愛して。Ⅱ ~不良俺様ボーイズ×絶世美少女~【完】




蓮に丸め込まれるように、赤のドレスを持って試着室に入る。

試着して出れば、おぉ、とお姉さんと菜穂が声を上げた。



「今までで一番似合ってる!!」

「とってもお似合いです~! さすが彼氏さんの見立てですね!!」



色が違うだけでこれだけ違うのかと、驚いた。

シンプルすぎると思ったドレスが、鮮やかな赤色になっただけでパァッと明るくなる。

白い肌を、真紅がより明るく見せてくれる。



「すごい、綺麗……」



艶やかな赤が、とても綺麗に瞳に映る。



「決まりだな」



満足そうに、蓮が笑っている。



「でも……目立つ、よね」



大病院主催の創立記念パーティー。

あたしの知らない、見たこともない未知の世界。

不安なんだ。

下手に目立ちたくない。
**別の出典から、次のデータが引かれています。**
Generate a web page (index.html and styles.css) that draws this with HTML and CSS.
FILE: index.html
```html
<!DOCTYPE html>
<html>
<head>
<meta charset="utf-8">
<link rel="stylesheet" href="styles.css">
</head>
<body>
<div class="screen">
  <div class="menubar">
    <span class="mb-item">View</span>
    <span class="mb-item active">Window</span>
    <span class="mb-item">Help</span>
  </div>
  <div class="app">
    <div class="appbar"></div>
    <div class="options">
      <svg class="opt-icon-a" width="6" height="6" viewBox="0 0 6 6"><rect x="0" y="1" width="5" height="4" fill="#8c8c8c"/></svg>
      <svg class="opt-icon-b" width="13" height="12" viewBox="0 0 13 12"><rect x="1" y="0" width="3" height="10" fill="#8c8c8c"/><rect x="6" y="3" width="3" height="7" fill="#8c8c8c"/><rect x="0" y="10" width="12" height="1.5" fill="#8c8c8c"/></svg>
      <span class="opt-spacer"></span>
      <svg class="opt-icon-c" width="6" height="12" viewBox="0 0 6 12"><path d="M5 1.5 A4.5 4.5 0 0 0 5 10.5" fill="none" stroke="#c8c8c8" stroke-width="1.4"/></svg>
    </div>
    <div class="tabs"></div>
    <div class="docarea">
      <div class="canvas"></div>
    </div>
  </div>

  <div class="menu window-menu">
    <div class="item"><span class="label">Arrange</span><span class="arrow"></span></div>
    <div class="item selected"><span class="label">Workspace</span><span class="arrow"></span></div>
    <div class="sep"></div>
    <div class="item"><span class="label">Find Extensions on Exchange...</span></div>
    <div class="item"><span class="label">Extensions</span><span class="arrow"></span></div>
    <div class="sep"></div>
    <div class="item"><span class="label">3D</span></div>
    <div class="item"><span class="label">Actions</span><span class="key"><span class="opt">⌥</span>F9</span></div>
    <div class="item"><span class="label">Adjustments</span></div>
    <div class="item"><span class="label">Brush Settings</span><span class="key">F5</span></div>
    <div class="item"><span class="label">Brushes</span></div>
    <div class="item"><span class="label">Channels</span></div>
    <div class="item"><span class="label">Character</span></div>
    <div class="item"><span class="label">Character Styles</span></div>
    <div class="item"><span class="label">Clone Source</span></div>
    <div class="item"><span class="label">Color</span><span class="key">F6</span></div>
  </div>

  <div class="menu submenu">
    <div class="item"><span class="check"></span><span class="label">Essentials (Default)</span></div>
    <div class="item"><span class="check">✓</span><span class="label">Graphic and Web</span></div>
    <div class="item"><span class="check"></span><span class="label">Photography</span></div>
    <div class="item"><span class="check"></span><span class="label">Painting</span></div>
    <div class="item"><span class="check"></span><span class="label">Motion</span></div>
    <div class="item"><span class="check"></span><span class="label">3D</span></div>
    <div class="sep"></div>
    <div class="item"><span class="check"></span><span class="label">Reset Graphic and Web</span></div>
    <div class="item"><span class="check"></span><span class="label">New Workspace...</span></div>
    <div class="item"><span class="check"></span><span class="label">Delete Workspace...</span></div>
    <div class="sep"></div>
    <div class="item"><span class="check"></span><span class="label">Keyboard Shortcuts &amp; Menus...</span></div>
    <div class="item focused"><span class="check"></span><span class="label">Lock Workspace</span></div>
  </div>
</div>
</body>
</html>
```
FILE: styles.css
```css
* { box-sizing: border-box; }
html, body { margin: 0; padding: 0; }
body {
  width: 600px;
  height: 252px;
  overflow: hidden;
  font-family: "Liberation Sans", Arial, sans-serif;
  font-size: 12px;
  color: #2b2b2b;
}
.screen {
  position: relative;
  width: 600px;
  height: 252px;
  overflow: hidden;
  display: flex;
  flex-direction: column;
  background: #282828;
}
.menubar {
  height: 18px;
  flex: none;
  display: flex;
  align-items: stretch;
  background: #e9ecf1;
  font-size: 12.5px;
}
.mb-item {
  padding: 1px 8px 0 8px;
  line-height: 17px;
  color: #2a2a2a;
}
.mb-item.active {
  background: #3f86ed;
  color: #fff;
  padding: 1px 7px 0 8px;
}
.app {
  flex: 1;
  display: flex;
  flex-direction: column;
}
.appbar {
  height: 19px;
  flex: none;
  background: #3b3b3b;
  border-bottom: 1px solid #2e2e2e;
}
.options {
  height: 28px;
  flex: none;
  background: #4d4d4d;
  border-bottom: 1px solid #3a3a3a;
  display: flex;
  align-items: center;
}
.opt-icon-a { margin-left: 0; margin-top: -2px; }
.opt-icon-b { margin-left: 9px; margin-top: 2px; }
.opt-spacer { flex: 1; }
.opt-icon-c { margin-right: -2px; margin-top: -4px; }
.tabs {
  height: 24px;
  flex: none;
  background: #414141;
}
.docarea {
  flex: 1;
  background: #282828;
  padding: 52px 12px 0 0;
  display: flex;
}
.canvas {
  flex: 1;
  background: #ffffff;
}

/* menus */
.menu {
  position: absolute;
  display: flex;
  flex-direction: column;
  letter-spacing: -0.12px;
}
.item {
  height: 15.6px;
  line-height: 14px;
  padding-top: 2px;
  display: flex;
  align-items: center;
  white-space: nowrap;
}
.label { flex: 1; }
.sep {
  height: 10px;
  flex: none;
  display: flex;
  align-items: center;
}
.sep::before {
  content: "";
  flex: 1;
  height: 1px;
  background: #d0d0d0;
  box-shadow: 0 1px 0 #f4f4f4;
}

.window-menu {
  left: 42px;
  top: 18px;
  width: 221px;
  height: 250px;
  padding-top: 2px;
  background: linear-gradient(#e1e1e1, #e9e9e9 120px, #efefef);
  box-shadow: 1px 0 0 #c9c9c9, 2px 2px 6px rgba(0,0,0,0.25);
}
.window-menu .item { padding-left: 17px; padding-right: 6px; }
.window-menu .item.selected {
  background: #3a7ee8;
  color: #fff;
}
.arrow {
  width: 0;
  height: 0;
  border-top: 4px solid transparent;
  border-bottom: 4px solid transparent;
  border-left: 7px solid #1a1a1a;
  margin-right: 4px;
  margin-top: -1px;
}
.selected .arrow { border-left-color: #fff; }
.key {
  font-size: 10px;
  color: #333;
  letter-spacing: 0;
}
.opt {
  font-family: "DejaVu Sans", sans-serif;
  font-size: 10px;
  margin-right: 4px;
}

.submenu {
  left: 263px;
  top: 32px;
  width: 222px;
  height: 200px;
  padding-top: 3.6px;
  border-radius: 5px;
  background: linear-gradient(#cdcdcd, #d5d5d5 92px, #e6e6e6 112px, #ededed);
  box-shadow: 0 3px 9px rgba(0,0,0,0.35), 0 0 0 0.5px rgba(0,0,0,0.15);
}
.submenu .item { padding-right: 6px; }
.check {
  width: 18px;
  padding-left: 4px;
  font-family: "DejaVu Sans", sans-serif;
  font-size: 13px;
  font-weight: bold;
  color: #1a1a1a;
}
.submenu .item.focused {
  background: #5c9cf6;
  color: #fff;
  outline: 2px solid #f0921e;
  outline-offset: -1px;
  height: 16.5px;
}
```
変なところを見せたくない。

あたしは礼儀作法なんて知らない。教えてもらったことなんてない。

まともに育てられたことのないあたしが、まともに人と関わってこなかったあたしが、そんなところに行ったら場違いに決まっている。

だから、目立ちたくない。できるだけ、静かに、無難にこなしたい。